◆ Material to process:
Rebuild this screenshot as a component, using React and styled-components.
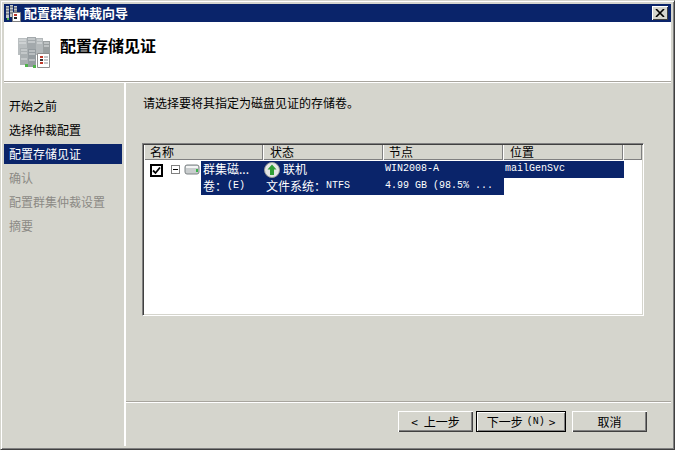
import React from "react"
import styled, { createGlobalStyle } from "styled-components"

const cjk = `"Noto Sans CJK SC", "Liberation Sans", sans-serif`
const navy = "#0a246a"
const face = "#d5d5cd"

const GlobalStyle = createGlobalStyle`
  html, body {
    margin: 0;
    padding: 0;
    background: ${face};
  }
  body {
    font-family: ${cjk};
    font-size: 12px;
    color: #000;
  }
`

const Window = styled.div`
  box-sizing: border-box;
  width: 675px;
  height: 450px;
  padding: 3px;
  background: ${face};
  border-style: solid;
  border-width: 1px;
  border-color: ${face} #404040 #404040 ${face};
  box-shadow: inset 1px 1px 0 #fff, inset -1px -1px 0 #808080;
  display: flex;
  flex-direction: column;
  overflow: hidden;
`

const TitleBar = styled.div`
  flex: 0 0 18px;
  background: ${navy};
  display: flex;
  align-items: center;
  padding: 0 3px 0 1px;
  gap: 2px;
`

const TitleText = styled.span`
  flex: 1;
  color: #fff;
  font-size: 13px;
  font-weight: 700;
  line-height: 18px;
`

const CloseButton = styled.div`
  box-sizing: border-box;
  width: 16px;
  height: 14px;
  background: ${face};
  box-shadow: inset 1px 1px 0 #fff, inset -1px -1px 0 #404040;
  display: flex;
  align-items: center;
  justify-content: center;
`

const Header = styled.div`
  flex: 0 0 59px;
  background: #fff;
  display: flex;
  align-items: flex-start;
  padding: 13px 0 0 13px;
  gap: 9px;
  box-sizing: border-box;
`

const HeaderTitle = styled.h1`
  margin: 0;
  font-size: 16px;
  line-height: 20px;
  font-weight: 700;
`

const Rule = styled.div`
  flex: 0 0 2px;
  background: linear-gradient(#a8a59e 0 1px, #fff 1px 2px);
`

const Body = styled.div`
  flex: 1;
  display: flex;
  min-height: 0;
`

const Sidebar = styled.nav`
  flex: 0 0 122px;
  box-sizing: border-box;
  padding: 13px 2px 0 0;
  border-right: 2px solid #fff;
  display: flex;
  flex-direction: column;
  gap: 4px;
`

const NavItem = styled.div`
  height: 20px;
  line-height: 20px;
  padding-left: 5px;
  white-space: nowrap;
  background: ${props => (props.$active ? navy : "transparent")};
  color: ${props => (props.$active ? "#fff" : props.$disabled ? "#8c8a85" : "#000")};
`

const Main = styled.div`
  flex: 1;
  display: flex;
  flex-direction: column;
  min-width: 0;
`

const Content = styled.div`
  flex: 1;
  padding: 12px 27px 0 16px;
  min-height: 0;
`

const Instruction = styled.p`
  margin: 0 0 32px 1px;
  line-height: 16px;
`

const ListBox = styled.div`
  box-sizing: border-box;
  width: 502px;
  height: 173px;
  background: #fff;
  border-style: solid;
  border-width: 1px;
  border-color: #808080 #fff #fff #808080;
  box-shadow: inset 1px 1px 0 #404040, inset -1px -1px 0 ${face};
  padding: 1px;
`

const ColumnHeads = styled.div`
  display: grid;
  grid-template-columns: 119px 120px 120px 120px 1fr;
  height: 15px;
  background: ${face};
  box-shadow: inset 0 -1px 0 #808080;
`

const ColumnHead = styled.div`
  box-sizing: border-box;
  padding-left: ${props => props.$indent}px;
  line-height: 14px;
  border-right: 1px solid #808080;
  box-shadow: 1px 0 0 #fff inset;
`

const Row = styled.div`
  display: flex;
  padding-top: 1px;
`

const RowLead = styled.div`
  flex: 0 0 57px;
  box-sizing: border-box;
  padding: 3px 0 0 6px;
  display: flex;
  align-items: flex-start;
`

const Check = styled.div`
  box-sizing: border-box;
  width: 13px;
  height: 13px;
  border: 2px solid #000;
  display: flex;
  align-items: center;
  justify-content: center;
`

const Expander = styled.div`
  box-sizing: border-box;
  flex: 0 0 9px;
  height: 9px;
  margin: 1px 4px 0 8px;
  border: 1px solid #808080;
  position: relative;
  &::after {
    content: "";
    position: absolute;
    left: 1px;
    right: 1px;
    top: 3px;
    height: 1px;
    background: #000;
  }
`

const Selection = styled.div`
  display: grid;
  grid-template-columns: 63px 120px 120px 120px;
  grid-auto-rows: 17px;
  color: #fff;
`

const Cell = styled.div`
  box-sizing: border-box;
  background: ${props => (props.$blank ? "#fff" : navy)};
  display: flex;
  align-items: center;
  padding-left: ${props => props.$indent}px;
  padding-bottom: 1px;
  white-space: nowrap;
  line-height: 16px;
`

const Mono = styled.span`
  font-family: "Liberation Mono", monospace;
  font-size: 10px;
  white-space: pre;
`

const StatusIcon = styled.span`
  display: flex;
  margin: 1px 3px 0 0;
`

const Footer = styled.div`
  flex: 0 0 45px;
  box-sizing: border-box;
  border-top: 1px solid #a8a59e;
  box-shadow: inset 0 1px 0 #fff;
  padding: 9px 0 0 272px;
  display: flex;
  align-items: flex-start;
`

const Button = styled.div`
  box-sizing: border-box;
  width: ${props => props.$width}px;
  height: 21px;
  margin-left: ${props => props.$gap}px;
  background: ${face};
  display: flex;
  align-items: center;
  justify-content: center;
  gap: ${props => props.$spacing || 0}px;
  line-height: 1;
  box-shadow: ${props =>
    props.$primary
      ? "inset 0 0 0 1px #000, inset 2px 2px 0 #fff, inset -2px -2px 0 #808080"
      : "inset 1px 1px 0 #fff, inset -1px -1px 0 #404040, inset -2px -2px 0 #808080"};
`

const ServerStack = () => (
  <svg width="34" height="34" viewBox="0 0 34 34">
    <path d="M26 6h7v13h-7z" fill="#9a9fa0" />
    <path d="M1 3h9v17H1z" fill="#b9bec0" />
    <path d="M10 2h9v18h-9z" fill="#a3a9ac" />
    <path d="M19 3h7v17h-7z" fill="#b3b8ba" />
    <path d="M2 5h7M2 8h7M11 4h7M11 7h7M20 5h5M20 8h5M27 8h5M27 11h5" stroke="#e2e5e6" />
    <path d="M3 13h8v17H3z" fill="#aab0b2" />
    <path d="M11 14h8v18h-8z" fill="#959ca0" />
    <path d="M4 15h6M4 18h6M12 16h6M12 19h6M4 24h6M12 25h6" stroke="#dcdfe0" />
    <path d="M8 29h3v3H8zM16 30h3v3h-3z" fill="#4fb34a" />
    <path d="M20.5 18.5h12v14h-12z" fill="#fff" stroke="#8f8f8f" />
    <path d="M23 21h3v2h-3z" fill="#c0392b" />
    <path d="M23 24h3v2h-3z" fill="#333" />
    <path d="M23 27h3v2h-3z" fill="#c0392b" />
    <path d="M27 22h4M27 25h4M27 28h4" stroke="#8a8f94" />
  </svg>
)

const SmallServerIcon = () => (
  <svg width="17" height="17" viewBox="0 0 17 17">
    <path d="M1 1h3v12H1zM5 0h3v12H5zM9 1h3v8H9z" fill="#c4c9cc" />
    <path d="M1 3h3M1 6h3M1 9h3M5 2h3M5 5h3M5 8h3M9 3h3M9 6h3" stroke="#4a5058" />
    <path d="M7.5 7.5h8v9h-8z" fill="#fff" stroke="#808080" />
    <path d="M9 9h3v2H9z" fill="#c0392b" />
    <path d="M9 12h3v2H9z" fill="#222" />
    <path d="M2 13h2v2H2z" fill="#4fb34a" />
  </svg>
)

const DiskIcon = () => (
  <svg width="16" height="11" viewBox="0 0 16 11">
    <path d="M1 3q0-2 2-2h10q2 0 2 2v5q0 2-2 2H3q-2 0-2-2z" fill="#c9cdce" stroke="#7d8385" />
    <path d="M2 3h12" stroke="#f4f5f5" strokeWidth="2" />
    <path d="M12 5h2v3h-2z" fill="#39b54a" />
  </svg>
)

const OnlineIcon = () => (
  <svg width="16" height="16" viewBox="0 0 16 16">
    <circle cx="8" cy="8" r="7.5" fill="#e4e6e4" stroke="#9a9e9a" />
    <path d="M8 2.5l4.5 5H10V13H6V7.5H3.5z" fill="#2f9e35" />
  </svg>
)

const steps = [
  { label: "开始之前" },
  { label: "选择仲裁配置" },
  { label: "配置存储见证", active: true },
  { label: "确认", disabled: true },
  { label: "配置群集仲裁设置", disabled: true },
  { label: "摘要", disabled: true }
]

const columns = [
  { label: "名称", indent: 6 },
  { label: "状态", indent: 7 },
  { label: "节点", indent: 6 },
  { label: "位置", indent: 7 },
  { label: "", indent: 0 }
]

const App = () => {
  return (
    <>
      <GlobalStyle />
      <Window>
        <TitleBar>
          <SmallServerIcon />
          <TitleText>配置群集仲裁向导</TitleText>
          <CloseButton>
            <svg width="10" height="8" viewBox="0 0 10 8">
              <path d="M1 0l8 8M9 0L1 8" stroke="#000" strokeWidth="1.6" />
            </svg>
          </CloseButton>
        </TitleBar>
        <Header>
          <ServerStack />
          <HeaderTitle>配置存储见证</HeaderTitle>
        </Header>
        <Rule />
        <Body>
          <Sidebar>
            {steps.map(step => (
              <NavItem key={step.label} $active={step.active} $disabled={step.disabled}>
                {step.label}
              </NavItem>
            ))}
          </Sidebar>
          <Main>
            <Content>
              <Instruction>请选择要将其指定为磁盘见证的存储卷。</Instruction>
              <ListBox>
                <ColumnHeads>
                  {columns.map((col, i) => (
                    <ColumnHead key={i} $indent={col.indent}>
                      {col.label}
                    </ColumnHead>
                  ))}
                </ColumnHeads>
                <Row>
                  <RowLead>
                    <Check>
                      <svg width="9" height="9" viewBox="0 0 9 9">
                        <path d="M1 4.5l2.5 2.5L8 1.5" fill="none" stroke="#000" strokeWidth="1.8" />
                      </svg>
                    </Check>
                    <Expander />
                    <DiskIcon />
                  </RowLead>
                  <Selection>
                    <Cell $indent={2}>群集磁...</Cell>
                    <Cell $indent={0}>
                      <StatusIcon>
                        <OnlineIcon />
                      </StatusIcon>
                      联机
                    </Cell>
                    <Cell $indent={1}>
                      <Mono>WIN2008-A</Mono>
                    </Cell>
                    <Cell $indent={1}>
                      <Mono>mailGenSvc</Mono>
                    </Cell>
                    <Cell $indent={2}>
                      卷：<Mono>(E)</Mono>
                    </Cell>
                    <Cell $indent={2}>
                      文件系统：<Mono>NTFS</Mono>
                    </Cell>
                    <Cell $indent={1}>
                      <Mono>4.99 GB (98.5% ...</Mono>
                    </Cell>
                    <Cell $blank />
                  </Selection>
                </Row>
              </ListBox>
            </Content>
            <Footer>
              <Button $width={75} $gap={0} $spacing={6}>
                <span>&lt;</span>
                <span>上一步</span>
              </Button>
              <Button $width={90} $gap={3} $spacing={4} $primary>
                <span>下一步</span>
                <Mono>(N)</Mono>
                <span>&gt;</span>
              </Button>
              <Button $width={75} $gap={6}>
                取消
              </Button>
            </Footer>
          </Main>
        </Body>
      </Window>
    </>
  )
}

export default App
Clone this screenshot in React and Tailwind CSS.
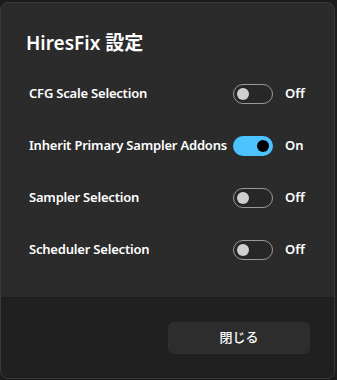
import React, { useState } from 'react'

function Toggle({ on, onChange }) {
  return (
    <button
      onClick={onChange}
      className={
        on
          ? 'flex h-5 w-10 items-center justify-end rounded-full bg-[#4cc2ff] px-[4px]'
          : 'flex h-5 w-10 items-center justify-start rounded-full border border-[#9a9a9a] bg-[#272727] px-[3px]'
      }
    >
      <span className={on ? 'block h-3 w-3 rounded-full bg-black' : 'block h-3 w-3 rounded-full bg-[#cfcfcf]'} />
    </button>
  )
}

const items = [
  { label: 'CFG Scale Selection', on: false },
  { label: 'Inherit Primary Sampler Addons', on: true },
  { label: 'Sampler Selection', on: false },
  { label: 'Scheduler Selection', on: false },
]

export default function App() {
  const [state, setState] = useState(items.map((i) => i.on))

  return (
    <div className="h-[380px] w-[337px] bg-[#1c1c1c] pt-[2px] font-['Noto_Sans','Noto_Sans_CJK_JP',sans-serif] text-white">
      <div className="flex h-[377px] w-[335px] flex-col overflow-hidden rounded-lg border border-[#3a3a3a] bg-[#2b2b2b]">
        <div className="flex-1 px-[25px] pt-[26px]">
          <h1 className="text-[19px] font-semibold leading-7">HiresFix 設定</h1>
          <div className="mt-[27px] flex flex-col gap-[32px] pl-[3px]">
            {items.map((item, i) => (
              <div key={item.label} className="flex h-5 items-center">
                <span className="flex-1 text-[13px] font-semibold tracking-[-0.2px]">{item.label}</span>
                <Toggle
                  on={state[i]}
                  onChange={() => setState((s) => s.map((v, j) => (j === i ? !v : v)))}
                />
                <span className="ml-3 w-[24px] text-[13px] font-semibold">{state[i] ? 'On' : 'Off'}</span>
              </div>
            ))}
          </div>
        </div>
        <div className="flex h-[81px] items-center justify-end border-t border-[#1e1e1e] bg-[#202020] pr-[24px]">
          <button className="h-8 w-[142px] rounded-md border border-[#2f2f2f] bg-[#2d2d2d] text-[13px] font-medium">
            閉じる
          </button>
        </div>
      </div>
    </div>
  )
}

◆ What to do: Please list every line of the records that contains "screenshot".

◆ Output of the task:
Rebuild this screenshot as a component, using React and styled-components.
Clone this screenshot in React and Tailwind CSS.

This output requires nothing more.